● THE EXERCISE: For every line in the records that has the word "this", make a copy.

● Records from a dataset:

[Begin]

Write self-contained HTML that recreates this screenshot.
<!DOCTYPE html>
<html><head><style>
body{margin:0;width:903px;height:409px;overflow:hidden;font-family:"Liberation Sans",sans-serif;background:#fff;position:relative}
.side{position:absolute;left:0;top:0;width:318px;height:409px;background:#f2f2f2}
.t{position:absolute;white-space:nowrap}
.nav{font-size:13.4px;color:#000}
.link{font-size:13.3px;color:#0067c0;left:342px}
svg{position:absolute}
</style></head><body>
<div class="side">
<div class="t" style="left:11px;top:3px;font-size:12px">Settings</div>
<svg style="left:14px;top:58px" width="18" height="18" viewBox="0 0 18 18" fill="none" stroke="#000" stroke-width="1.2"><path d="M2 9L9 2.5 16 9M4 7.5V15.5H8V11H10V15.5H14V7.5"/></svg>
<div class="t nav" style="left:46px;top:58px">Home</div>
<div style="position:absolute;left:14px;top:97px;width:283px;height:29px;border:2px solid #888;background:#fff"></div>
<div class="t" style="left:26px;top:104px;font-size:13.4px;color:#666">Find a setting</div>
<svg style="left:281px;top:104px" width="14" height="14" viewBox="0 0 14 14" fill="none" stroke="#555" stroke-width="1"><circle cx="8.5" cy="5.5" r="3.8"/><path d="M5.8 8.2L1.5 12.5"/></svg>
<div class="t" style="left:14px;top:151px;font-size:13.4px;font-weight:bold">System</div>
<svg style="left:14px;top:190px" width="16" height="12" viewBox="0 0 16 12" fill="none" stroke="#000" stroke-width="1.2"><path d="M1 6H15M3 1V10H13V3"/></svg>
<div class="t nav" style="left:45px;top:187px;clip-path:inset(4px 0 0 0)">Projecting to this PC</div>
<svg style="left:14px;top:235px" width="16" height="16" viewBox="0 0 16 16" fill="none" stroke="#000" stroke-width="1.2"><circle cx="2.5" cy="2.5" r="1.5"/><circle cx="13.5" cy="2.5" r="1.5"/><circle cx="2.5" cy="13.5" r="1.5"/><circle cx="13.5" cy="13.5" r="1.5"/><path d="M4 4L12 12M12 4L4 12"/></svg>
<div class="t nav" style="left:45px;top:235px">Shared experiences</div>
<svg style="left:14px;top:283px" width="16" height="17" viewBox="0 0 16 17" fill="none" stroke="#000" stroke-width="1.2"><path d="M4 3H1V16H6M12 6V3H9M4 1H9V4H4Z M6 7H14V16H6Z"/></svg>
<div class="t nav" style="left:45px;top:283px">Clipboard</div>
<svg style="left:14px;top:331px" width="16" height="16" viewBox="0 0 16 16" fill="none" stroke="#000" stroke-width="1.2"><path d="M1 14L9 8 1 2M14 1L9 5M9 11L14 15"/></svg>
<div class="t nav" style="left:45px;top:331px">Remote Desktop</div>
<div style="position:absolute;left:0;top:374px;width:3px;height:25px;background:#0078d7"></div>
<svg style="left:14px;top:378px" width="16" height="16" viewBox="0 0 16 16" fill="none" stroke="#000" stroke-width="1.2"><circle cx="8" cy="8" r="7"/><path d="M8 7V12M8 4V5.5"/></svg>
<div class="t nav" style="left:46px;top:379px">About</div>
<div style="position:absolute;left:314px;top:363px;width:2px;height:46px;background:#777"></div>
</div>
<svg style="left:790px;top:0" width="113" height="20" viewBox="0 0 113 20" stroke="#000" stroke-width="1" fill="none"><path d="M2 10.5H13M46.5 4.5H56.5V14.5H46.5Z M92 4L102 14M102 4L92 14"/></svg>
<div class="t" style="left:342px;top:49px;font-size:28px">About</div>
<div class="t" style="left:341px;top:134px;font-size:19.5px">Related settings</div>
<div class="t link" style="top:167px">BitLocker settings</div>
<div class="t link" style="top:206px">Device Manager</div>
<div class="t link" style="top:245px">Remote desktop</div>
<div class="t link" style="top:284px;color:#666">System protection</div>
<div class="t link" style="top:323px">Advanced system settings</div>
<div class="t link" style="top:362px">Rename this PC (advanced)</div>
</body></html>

[End]
[Begin]

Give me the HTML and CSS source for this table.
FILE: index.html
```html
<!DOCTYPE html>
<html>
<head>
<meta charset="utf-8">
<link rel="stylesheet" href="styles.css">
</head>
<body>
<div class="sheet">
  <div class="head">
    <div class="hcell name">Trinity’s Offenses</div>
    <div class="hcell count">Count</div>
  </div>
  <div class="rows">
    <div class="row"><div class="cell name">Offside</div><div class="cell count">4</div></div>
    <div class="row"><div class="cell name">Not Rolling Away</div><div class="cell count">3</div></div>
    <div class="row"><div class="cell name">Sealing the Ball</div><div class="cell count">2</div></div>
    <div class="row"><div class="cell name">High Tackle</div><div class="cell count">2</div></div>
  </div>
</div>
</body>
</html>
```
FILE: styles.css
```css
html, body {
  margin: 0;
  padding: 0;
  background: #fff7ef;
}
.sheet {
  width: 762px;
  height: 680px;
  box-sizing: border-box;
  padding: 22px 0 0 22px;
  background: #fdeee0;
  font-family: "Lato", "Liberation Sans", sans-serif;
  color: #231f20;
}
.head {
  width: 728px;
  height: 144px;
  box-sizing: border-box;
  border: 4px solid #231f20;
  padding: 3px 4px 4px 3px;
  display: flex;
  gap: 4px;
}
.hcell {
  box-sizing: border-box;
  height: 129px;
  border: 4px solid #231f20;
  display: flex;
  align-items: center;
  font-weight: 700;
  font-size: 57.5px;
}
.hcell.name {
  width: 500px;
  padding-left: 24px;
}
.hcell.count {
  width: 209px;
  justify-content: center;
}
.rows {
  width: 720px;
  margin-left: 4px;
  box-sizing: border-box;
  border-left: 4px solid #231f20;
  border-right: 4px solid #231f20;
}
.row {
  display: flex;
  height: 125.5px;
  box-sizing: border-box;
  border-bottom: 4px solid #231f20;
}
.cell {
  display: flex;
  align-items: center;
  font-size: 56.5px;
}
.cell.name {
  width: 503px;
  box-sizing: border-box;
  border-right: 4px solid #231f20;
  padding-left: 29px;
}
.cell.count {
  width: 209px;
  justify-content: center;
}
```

[End]

● ANSWER TO THE TASK:
Write self-contained HTML that recreates this screenshot.
<div class="t nav" style="left:45px;top:187px;clip-path:inset(4px 0 0 0)">Projecting to this PC</div>
<div class="t link" style="top:362px">Rename this PC (advanced)</div>
Give me the HTML and CSS source for this table.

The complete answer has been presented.